--- TASK MATERIAL ---

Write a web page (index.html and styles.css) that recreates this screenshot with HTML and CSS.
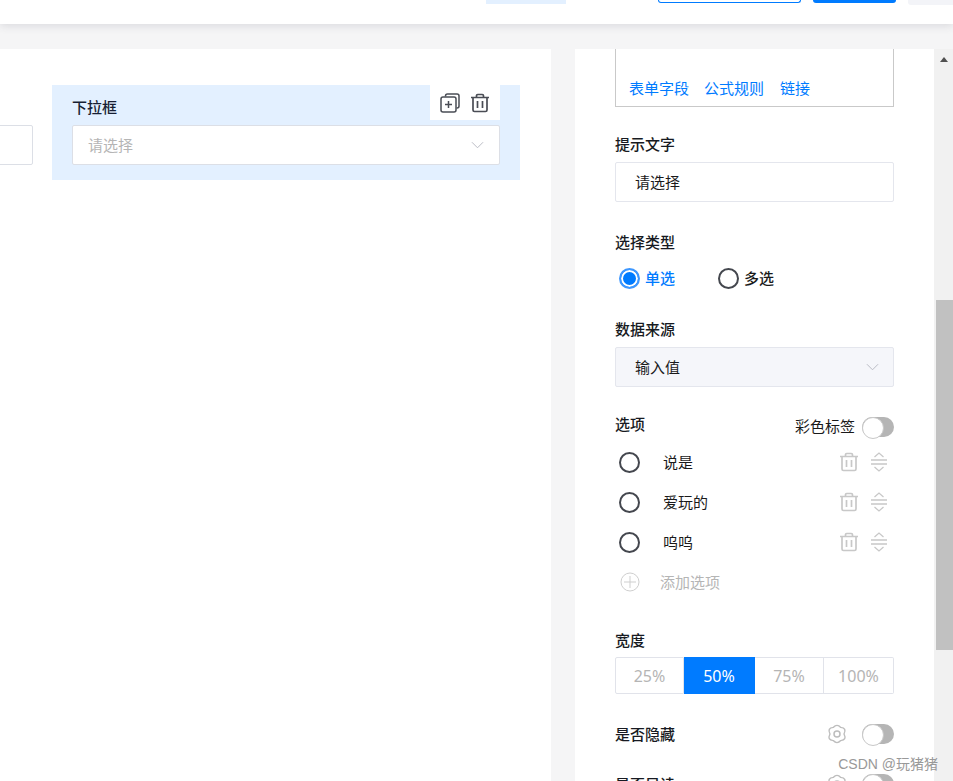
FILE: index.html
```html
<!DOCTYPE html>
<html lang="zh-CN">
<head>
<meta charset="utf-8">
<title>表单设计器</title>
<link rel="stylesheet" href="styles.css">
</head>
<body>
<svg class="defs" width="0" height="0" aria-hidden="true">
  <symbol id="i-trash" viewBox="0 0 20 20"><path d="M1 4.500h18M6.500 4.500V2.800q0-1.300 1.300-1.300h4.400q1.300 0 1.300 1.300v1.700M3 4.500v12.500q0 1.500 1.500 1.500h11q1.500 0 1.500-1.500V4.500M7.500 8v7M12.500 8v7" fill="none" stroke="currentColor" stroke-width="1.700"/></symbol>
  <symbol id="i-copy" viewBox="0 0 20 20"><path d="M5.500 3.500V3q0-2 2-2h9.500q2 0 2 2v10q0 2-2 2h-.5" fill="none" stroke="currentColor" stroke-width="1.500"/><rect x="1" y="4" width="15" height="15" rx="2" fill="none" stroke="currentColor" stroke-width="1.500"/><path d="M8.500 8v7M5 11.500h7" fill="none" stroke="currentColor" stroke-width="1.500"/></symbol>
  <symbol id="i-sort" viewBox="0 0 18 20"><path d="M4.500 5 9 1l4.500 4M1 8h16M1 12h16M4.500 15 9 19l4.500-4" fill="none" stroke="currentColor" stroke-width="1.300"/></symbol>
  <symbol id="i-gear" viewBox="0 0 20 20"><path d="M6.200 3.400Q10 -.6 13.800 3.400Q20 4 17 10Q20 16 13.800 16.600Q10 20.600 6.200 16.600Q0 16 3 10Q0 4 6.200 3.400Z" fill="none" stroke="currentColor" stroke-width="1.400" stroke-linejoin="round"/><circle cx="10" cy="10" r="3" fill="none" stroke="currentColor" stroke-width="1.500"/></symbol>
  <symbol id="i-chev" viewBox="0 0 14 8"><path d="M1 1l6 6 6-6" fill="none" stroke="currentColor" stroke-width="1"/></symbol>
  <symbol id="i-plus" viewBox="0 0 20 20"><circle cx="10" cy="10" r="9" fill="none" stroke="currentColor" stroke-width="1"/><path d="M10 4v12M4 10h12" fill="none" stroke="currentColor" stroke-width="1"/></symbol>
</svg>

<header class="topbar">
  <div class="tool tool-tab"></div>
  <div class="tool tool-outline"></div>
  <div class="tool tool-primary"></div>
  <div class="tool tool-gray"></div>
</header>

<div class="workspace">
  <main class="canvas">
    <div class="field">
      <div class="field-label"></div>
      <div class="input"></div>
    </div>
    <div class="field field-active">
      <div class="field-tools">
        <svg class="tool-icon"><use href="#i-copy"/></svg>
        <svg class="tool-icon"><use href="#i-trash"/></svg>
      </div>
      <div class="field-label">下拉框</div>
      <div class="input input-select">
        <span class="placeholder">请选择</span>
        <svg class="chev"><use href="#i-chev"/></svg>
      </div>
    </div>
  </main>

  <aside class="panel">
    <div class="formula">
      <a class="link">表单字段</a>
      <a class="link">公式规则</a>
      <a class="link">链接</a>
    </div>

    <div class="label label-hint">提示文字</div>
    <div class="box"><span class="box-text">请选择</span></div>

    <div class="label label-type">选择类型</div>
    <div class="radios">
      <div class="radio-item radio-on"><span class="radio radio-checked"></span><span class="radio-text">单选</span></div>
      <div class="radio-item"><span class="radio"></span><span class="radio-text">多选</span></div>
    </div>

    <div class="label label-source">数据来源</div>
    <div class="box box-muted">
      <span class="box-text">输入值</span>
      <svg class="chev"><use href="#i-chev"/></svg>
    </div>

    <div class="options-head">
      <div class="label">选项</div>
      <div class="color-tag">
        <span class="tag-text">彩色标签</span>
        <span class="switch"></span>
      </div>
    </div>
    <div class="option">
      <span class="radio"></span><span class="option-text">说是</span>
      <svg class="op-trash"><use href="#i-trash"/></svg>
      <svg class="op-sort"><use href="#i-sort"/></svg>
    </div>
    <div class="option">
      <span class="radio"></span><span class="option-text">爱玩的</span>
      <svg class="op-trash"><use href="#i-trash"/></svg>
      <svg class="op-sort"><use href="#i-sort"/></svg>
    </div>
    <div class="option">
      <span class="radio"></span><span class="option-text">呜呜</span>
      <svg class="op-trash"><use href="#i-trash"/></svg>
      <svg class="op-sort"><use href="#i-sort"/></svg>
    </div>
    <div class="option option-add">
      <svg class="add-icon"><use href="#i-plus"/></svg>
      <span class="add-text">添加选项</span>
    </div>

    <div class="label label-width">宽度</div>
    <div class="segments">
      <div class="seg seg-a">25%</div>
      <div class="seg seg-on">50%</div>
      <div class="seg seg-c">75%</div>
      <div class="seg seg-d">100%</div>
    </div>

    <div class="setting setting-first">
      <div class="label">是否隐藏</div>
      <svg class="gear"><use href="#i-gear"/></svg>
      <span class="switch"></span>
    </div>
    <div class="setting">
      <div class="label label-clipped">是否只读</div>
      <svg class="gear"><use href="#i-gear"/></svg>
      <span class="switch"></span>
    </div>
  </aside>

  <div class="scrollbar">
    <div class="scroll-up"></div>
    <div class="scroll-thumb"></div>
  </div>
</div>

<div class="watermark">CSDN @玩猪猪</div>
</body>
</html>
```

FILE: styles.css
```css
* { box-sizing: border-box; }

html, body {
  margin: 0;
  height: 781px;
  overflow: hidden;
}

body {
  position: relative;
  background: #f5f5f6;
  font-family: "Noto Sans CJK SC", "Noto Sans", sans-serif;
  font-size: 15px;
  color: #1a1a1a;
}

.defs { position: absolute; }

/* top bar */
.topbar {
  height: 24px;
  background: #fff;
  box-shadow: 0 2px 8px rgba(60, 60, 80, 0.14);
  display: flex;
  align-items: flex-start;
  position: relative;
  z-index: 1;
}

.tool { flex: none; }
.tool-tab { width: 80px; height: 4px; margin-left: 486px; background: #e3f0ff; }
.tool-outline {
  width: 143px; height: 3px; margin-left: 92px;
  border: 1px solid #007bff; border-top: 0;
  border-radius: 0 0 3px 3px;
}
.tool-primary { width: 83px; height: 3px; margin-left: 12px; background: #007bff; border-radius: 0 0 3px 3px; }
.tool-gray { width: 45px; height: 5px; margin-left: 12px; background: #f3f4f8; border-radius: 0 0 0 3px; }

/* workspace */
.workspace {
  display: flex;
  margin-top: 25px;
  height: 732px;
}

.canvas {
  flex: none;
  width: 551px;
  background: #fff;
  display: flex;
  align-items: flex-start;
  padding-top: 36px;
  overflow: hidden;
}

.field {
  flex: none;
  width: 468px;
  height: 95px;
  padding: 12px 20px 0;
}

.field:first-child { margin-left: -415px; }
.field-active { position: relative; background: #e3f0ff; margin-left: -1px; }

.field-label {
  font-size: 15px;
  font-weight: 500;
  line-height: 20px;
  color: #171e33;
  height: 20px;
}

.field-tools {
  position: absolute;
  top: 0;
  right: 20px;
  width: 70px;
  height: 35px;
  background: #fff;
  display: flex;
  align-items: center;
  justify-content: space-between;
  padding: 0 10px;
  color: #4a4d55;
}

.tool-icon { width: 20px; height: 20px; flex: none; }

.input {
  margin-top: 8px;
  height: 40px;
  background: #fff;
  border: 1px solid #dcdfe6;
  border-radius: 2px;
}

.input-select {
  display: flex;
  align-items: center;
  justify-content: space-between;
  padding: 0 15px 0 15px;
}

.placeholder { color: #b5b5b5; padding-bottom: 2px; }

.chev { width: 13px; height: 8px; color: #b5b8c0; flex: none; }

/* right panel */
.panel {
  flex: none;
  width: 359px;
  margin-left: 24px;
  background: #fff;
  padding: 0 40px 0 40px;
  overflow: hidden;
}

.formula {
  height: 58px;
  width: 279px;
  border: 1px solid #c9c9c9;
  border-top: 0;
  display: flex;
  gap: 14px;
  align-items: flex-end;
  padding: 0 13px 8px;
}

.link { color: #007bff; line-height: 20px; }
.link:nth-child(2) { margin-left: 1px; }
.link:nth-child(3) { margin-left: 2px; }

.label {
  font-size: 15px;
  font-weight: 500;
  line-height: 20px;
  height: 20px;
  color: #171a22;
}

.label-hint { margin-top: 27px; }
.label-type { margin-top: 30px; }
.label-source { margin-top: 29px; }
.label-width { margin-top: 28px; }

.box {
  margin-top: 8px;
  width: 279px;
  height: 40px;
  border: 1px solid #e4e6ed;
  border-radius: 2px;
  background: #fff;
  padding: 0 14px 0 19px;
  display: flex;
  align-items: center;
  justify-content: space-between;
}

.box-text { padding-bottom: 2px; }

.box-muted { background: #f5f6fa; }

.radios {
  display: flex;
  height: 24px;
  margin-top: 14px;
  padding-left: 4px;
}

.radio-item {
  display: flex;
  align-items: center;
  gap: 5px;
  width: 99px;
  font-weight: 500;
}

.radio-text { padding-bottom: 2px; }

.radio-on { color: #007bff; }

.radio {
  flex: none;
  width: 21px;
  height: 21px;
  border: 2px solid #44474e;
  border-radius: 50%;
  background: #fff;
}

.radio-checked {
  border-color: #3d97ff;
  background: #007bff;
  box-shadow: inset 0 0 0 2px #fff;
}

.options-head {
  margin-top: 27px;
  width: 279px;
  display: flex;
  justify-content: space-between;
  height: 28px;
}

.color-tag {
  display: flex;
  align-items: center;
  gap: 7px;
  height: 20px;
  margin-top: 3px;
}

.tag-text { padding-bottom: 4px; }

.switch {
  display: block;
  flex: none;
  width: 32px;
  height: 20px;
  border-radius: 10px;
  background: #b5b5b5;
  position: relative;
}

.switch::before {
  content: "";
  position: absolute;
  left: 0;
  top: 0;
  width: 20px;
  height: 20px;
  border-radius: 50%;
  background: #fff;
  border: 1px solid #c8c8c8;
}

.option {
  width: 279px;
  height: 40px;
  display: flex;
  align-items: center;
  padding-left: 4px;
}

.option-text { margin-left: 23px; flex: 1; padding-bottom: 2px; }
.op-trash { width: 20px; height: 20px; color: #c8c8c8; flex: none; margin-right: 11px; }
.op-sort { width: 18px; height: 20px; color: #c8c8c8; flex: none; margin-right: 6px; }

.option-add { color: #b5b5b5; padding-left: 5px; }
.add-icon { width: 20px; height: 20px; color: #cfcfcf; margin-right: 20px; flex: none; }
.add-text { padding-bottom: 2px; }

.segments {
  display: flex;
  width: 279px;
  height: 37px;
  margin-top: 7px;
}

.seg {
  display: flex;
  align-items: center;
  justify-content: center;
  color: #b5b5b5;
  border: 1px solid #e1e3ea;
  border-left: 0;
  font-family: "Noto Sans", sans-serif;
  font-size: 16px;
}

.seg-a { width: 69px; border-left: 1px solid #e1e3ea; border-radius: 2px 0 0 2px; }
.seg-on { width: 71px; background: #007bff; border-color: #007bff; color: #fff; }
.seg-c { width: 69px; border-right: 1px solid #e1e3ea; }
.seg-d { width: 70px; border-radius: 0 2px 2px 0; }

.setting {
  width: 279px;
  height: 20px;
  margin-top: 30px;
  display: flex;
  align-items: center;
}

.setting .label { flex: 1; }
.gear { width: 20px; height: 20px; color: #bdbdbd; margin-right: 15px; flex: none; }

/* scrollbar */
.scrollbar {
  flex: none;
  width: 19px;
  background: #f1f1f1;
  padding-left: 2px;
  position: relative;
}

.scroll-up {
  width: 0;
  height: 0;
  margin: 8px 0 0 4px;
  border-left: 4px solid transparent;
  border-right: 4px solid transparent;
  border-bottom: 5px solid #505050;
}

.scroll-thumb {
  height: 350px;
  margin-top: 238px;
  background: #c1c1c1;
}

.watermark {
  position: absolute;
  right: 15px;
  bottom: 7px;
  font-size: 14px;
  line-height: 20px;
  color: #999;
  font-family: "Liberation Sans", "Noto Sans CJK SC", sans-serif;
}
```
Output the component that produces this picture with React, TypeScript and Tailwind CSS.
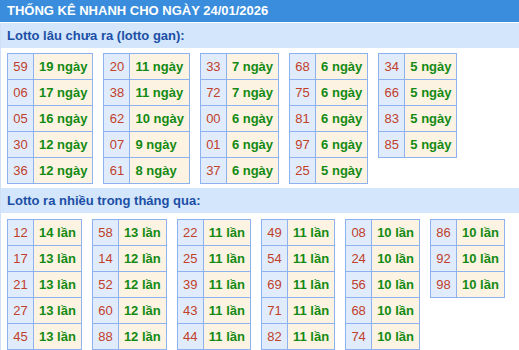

---

## DIRECTIONS FOR THIS TASK
Pull out all lines from the entries above in which the word "that" appears.

## OUTPUT
Write a web page (index.html and styles.css) that recreates this screenshot with HTML and CSS.
Output the component that produces this picture with React, TypeScript and Tailwind CSS.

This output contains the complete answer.